6. Best Practices for Gesture Handling in Compose

• Combine Responsively: Avoid overwhelming the user by limiting the number of simultaneous gestures on any single component.
• Optimize Performance: Use gestures judiciously and test on different devices to maintain smooth performance.
• Provide Visual Feedback: Responding to gestures with animations or visual cues enhances UX by indicating when gestures have been detected.
• Use Constraints: Define boundaries for gesture-based interactions to avoid unintended results, especially with draggable or scalable components.

7. Use Cases for Advanced Gestures

Advanced gestures open up a world of interaction possibilities:

• Interactive image galleries with zoom and drag,
• Swipe-to-complete tasks in to-do apps,
• Rotatable 3D product views in e-commerce apps,
• Adjustable controls in editing or creative applications.

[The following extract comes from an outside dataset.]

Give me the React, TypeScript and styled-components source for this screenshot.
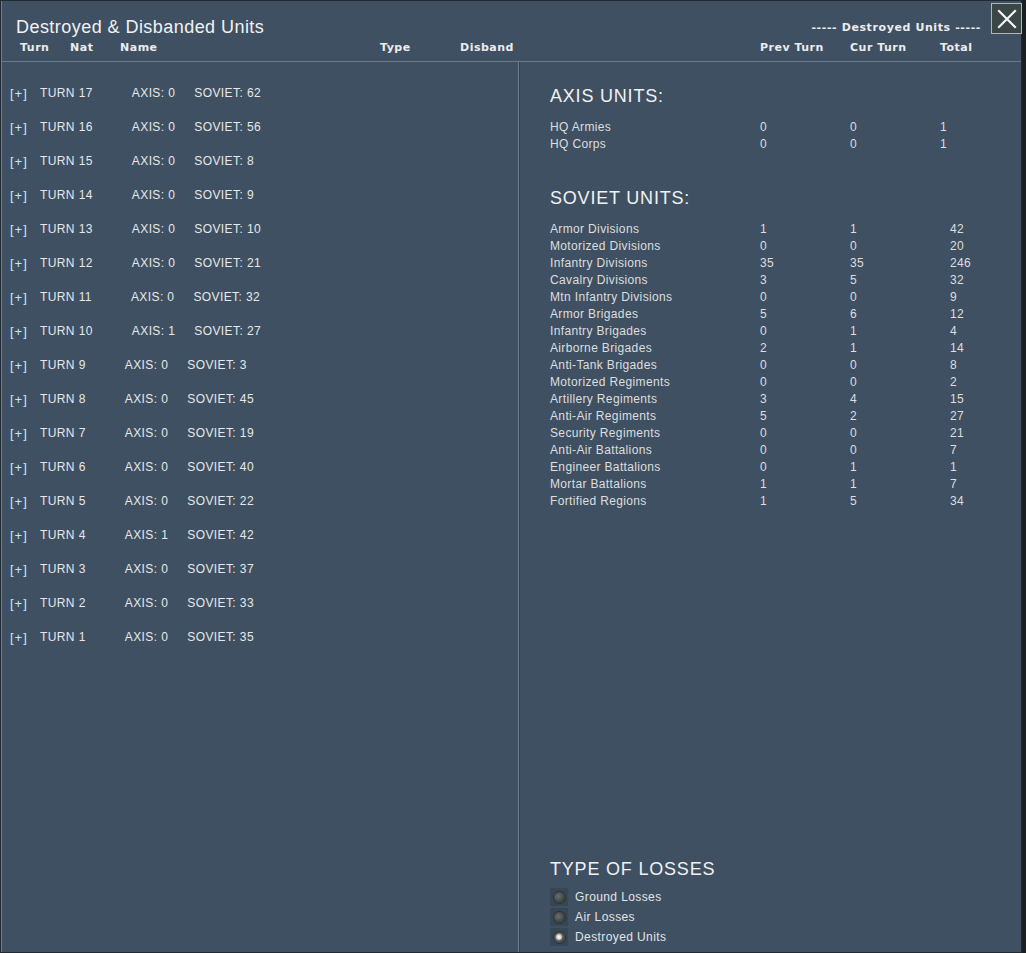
import React from "react";
import styled, { createGlobalStyle } from "styled-components";

const GlobalStyle = createGlobalStyle`
  html, body { margin: 0; padding: 0; background: #1c1f22; }
  body { font-family: "Liberation Sans", Arial, sans-serif; }
  * { box-sizing: border-box; }
`;

const Window = styled.div`
  width: 1022px;
  height: 953px;
  display: flex;
  flex-direction: column;
  background: #3e5062;
  border: 1px solid #222a31;
  box-shadow: inset 1px 0 0 #6f7e8b;
  color: #e6e6e6;
`;

const Header = styled.div`
  height: 60px;
  display: flex;
  flex-direction: column;
`;

const TitleRow = styled.div`
  height: 40px;
  display: flex;
  align-items: flex-start;
  padding-left: 15px;
`;

const Title = styled.div`
  margin-top: 16px;
  font-size: 18px;
  line-height: 20px;
  letter-spacing: 0.45px;
  color: #f2f2f2;
`;

const Spacer = styled.div`
  flex: 1;
`;

const BoldLabel = styled.span`
  font-family: "DejaVu Sans", Verdana, sans-serif;
  font-weight: bold;
  font-size: 11px;
  letter-spacing: 0.5px;
  line-height: 14px;
  color: #ececec;
  white-space: nowrap;
`;

const DestroyedLabel = styled(BoldLabel)`
  margin-top: 20px;
  margin-right: 10px;
  letter-spacing: 0.6px;
`;

const CloseButton = styled.button`
  margin-top: 2px;
  margin-right: -1px;
  width: 31px;
  height: 31px;
  padding: 0;
  display: flex;
  align-items: center;
  justify-content: center;
  background: #3a4746;
  border: 1px solid #aeb6b8;
  cursor: pointer;
`;

const ColumnRow = styled.div`
  display: flex;
  padding-left: 19px;
  height: 20px;
`;

const Col = styled(BoldLabel)<{ $w?: number }>`
  display: inline-block;
  width: ${(p) => (p.$w ? `${p.$w}px` : "auto")};
`;

const Body = styled.div`
  flex: 1;
  display: flex;
  border-top: 1px solid #6a7a88;
  min-height: 0;
`;

const LeftPanel = styled.div`
  width: 518px;
  border-right: 1px solid #6c7b89;
  padding: 14px 0 0 9px;
  display: flex;
  flex-direction: column;
`;

const TurnRow = styled.div`
  height: 34px;
  display: flex;
  align-items: center;
  font-size: 12px;
  letter-spacing: 0.4px;
  color: #e8e8e8;
  white-space: nowrap;
`;

const Expand = styled.span`
  width: 30px;
  color: #c9e6f2;
  font-size: 13px;
  letter-spacing: 1px;
`;

const AxisCount = styled.span`
  margin-left: 39px;
`;

const SovietCount = styled.span`
  margin-left: 19px;
`;

const RightPanel = styled.div`
  flex: 1;
  border-left: 1px solid #34434f;
  padding: 22px 0 5px 30px;
  display: flex;
  flex-direction: column;
`;

const SectionTitle = styled.div<{ $gap?: number }>`
  margin-top: ${(p) => p.$gap ?? 0}px;
  font-size: 18px;
  line-height: 24px;
  letter-spacing: 0.8px;
  color: #f2f2f2;
`;

const Table = styled.div`
  margin-top: 10px;
  display: flex;
  flex-direction: column;
`;

const TableRow = styled.div<{ $totalAt: number }>`
  display: grid;
  grid-template-columns: 210px 90px ${(p) => p.$totalAt}px 1fr;
  height: 17px;
  align-items: center;
  font-size: 12px;
  letter-spacing: 0.35px;
  color: #dedede;
  white-space: nowrap;
`;

const LossesBlock = styled.div`
  margin-top: auto;
  display: flex;
  flex-direction: column;
`;

const RadioList = styled.div`
  margin-top: 6px;
  display: flex;
  flex-direction: column;
`;

const RadioRow = styled.label`
  height: 20px;
  display: flex;
  align-items: center;
  font-size: 12px;
  letter-spacing: 0.4px;
  color: #e4e4e4;
`;

const RadioBox = styled.span`
  width: 18px;
  height: 18px;
  margin-right: 7px;
  display: flex;
  align-items: center;
  justify-content: center;
  background: rgba(40, 52, 60, 0.35);
`;

const RadioDot = styled.span<{ $on: boolean }>`
  width: 11px;
  height: 11px;
  border-radius: 50%;
  background: ${(p) =>
    p.$on
      ? "radial-gradient(circle at 45% 45%, #ffffff 0, #d8d8d8 25%, #5a5a5a 45%, #2a2e2e 100%)"
      : "radial-gradient(circle at 40% 40%, #6a706e 0, #414846 55%, #2a302f 100%)"};
  box-shadow: 0 0 0 1px #2b3331;
`;

const turns: [number, number, number][] = [
  [17, 0, 62],
  [16, 0, 56],
  [15, 0, 8],
  [14, 0, 9],
  [13, 0, 10],
  [12, 0, 21],
  [11, 0, 32],
  [10, 1, 27],
  [9, 0, 3],
  [8, 0, 45],
  [7, 0, 19],
  [6, 0, 40],
  [5, 0, 22],
  [4, 1, 42],
  [3, 0, 37],
  [2, 0, 33],
  [1, 0, 35],
];

const axisUnits: [string, number, number, number][] = [
  ["HQ Armies", 0, 0, 1],
  ["HQ Corps", 0, 0, 1],
];

const sovietUnits: [string, number, number, number][] = [
  ["Armor Divisions", 1, 1, 42],
  ["Motorized Divisions", 0, 0, 20],
  ["Infantry Divisions", 35, 35, 246],
  ["Cavalry Divisions", 3, 5, 32],
  ["Mtn Infantry Divisions", 0, 0, 9],
  ["Armor Brigades", 5, 6, 12],
  ["Infantry Brigades", 0, 1, 4],
  ["Airborne Brigades", 2, 1, 14],
  ["Anti-Tank Brigades", 0, 0, 8],
  ["Motorized Regiments", 0, 0, 2],
  ["Artillery Regiments", 3, 4, 15],
  ["Anti-Air Regiments", 5, 2, 27],
  ["Security Regiments", 0, 0, 21],
  ["Anti-Air Battalions", 0, 0, 7],
  ["Engineer Battalions", 0, 1, 1],
  ["Mortar Battalions", 1, 1, 7],
  ["Fortified Regions", 1, 5, 34],
];

const UnitTable: React.FC<{ rows: [string, number, number, number][]; totalAt: number }> = ({
  rows,
  totalAt,
}) => (
  <Table>
    {rows.map(([name, prev, cur, total]) => (
      <TableRow key={name} $totalAt={totalAt}>
        <span>{name}</span>
        <span>{prev}</span>
        <span>{cur}</span>
        <span>{total}</span>
      </TableRow>
    ))}
  </Table>
);

export default function App() {
  const losses = ["Ground Losses", "Air Losses", "Destroyed Units"];
  return (
    <>
      <GlobalStyle />
      <Window>
        <Header>
          <TitleRow>
            <Title>Destroyed &amp; Disbanded Units</Title>
            <Spacer />
            <DestroyedLabel>----- Destroyed Units -----</DestroyedLabel>
            <CloseButton aria-label="Close">
              <svg width="22" height="22" viewBox="0 0 22 22">
                <path d="M3 3 L19 19 M19 3 L3 19" stroke="#f4f4f4" strokeWidth="2.2" strokeLinecap="square" />
              </svg>
            </CloseButton>
          </TitleRow>
          <ColumnRow>
            <Col $w={50}>Turn</Col>
            <Col $w={50}>Nat</Col>
            <Col $w={260}>Name</Col>
            <Col $w={80}>Type</Col>
            <Col $w={300}>Disband</Col>
            <Col $w={90}>Prev Turn</Col>
            <Col $w={90}>Cur Turn</Col>
            <Col>Total</Col>
          </ColumnRow>
        </Header>
        <Body>
          <LeftPanel>
            {turns.map(([t, a, s]) => (
              <TurnRow key={t}>
                <Expand>[+]</Expand>
                <span>TURN {t}</span>
                <AxisCount>AXIS: {a}</AxisCount>
                <SovietCount>SOVIET: {s}</SovietCount>
              </TurnRow>
            ))}
          </LeftPanel>
          <RightPanel>
            <SectionTitle>AXIS UNITS:</SectionTitle>
            <UnitTable rows={axisUnits} totalAt={90} />
            <SectionTitle $gap={34}>SOVIET UNITS:</SectionTitle>
            <UnitTable rows={sovietUnits} totalAt={100} />
            <LossesBlock>
              <SectionTitle>TYPE OF LOSSES</SectionTitle>
              <RadioList>
                {losses.map((l, i) => (
                  <RadioRow key={l}>
                    <RadioBox>
                      <RadioDot $on={i === 2} />
                    </RadioBox>
                    {l}
                  </RadioRow>
                ))}
              </RadioList>
            </LossesBlock>
          </RightPanel>
        </Body>
      </Window>
    </>
  );
}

8. Conclusion: Building More Responsive Apps with Gesture Handling

Mastering advanced gesture handling in Jetpack Compose allows developers to create interactive, responsive, and engaging applications. From simple drags to multi-layered gestures, Compose’s flexible gesture APIs make it easier than ever to integrate powerful user interactions into your apps. Experiment with different gestures and test their usability to create an Android experience that’s as functional as it is enjoyable.